Data for processing -

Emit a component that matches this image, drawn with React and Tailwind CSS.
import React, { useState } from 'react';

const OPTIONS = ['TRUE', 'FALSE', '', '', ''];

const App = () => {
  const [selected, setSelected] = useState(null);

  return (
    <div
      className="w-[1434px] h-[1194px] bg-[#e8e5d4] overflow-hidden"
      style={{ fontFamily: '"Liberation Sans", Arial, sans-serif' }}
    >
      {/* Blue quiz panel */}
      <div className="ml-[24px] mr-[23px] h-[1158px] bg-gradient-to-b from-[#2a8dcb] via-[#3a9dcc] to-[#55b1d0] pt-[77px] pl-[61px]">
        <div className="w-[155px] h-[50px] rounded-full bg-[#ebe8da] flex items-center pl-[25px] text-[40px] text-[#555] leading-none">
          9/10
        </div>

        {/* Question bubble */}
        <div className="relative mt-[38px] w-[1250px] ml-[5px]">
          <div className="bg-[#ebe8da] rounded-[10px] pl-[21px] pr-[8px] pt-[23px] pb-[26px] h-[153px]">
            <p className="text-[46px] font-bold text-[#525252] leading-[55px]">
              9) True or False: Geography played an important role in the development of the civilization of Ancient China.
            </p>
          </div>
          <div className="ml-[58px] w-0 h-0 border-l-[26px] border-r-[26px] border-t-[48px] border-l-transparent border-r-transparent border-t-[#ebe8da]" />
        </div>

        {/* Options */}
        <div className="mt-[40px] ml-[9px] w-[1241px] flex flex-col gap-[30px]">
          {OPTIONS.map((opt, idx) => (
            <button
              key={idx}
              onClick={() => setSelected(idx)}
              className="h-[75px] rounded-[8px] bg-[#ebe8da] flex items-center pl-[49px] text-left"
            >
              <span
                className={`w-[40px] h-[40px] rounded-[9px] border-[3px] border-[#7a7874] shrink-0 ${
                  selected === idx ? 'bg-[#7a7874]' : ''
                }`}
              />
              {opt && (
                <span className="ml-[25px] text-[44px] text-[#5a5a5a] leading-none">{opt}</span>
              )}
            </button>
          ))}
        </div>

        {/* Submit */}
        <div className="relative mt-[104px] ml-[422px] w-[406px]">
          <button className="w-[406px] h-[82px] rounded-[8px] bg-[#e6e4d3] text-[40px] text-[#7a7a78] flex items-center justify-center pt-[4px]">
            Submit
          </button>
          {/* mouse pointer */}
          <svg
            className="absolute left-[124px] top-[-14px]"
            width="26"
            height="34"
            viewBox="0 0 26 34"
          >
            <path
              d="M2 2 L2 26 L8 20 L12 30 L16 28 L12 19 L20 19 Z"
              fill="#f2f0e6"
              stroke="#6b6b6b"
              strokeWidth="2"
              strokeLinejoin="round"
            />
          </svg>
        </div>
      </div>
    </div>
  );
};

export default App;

--

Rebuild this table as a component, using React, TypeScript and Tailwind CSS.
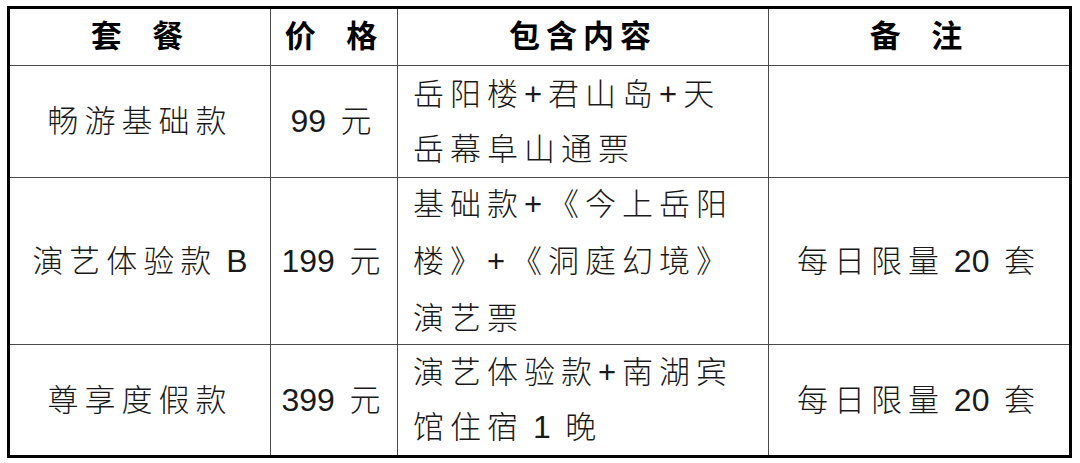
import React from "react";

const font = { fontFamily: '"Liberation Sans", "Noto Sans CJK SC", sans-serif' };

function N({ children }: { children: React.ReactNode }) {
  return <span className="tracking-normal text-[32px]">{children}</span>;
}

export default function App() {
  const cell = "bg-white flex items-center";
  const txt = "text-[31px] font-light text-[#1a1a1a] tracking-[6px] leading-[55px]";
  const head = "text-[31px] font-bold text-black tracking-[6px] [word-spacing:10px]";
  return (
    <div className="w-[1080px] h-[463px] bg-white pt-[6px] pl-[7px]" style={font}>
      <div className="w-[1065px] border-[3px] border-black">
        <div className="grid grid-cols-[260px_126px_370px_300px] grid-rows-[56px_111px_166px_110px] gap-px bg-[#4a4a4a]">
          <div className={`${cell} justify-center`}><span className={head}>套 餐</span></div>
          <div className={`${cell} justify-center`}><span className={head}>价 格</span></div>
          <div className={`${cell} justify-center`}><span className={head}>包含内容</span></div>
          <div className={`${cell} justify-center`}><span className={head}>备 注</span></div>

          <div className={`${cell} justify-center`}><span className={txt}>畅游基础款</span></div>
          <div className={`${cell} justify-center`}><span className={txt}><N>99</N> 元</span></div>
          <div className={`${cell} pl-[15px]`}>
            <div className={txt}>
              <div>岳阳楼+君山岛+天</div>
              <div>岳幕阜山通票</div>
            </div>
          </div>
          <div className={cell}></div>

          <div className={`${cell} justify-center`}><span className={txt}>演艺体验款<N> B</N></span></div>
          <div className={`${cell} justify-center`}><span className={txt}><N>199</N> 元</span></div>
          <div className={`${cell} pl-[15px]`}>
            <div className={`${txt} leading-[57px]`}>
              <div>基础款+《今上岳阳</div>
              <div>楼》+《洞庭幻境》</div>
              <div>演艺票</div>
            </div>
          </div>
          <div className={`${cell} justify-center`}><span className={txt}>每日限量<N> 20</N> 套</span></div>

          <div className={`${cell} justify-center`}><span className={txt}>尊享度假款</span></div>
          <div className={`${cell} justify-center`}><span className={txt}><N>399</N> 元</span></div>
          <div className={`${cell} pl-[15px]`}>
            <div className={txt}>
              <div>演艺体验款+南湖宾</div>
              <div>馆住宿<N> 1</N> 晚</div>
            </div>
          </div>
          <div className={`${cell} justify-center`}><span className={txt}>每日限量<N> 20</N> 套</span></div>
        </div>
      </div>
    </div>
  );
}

Instructions for the task -
From the entries above, copy every line containing the word "this".

Solution to the problem -
Emit a component that matches this image, drawn with React and Tailwind CSS.
Rebuild this table as a component, using React, TypeScript and Tailwind CSS.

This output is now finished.